Dalam kondisi perekonomian keluarga yang sulit, Amel tetap tekun belajar. Prestasinya di sekolah sangat mencorong.
Amalia Suri. Inilah gadis belia asal Aceh yang terpilih mewakili Indonesia dalam kegiatan Sunburst Youth Camp (SYC) di Singapura. Gadis 18 tahun ini bergabung dengan tujuh siswi lain dari Indonesia. Mereka mengikuti kegiatan yang digelar oleh Singapore Technologies Endowment Programme (STEP), sejak 30 November hingga 6 Desember 2014.Prestasi gadis yang karib disapa Amel ini memang mencorong. Putri pasangan Sofian Suri Muhammad dan Fauziah pernah mengikuti program pertukaran pelajar di Amerika Serikat tahun 2013-2014. Sehingga dia mendapat julukan `anak Amerika` dari kawan-kawan di sekolahan. Kini, teman-teman sekolah memanggilnya dengan julukan ‘anak Singapura’ karena mengikuti program SYT.

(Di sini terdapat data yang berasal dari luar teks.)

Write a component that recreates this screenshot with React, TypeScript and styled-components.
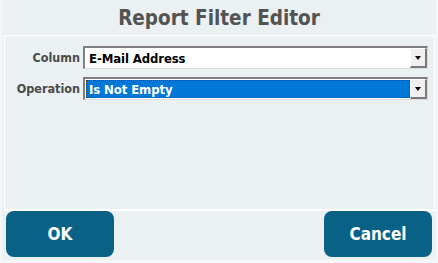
import styled, { createGlobalStyle } from "styled-components"

const GlobalStyle = createGlobalStyle`
  html, body {
    margin: 0;
    padding: 0;
    background: #ebf0f3;
  }
`

const uiFont = `"DejaVu Sans Condensed", "DejaVu Sans", Verdana, sans-serif`

// styles
const Window = styled.div`
  box-sizing: border-box;
  width: 438px;
  height: 263px;
  display: flex;
  flex-direction: column;
  background: #ebf0f3;
  border: 0 solid #f4f6f8;
  border-width: 0 2px 3px 2px;
  font-family: ${uiFont};
  overflow: hidden;
`

const Title = styled.h1`
  margin: 0;
  height: 35px;
  display: flex;
  align-items: center;
  justify-content: center;
  font-size: 20.5px;
  font-weight: bold;
  color: #535353;
`

const Panel = styled.div`
  flex: 1;
  margin: 0 1px 0 2px;
  border: 1px solid #ffffff;
  border-bottom-width: 2px;
  display: grid;
  grid-template-columns: 64px 1fr;
  grid-auto-rows: 23px;
  align-content: start;
  row-gap: 8px;
  column-gap: 3px;
  padding: 10px 6px 0 11px;
`

const Label = styled.label`
  display: flex;
  align-items: center;
  justify-content: flex-end;
  font-size: 12.5px;
  font-weight: bold;
  color: #4a4a4a;
  white-space: nowrap;
`

const Select = styled.div`
  box-sizing: border-box;
  display: flex;
  align-items: stretch;
  border-top: 2px solid #7f7f7f;
  border-left: 2px solid #7f7f7f;
  border-right: 1px solid #dcdcdc;
  border-bottom: 1px solid #dcdcdc;
  background: #ffffff;
`

const Value = styled.div<{ $selected?: boolean }>`
  flex: 1;
  display: flex;
  align-items: center;
  padding-left: 3px;
  margin: 1px 0 1px 1px;
  font-size: 13px;
  font-weight: bold;
  letter-spacing: -0.1px;
  color: ${({ $selected }) => ($selected ? "#ffffff" : "#000000")};
  background: ${({ $selected }) => ($selected ? "#0078d7" : "transparent")};
  outline: ${({ $selected }) => ($selected ? "1px dotted #4a3a1a" : "none")};
  outline-offset: -1px;
`

const DropButton = styled.div`
  box-sizing: border-box;
  width: 17px;
  display: flex;
  align-items: center;
  justify-content: center;
  background: #f0f0f0;
  border-top: 1px solid #ffffff;
  border-left: 1px solid #ffffff;
  border-right: 2px solid #7a7a7a;
  border-bottom: 2px solid #7a7a7a;
`

const Arrow = styled.span`
  width: 0;
  height: 0;
  border-left: 3.5px solid transparent;
  border-right: 3.5px solid transparent;
  border-top: 4px solid #000000;
  margin-top: 1px;
`

const Footer = styled.div`
  display: flex;
  justify-content: space-between;
  padding: 0 4px 3px 4px;
  height: 49px;
  box-sizing: border-box;
`

const ActionButton = styled.button`
  width: 108px;
  height: 46px;
  border: none;
  border-radius: 8px;
  background: #0a6186;
  color: #ffffff;
  font-family: ${uiFont};
  font-size: 17px;
  font-weight: bold;
  cursor: pointer;
`

const DropDown = ({ value, selected }: { value: string; selected?: boolean }) => (
  <Select>
    <Value $selected={selected}>{value}</Value>
    <DropButton>
      <Arrow />
    </DropButton>
  </Select>
)

export default function App() {
  return (
    <>
      <GlobalStyle />
      <Window>
        <Title>Report Filter Editor</Title>
        <Panel>
          <Label>Column</Label>
          <DropDown value="E-Mail Address" />
          <Label>Operation</Label>
          <DropDown value="Is Not Empty" selected />
        </Panel>
        <Footer>
          <ActionButton>OK</ActionButton>
          <ActionButton>Cancel</ActionButton>
        </Footer>
      </Window>
    </>
  )
}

Amel dan keluarganya tingal di Desa Paya Dua, Kecamatan Banda Baro, Kabupaten Aceh Utara. Untuk nerangkat ke sekolah, setiap hari Amel harus naik angkutan umum. Anak ke dua dari lima bersaudara ini harus beranjak dari rumah sebelum jam tujuh agar tak terlambat ke sekolah.
Bagi Amel, tak mudah meraih prestasi yang mengkilap itu. Apalagi perekonomian keluarganya sempat terguncang karena sang ayah, Sofian Suri, dirumahkan oleh perusahaan.
Kala itu Amel masih duduk di bangku SMP. Sampai sekarang pun sang ayah tak punya pekerjaan tetap. Hanya jabatan Kepala Dusun dan pengurus musala yang melekat pada Sofian. Sementara sang ibu adalah guru di SDN 9 Dewantara, Gampong Calok Giri.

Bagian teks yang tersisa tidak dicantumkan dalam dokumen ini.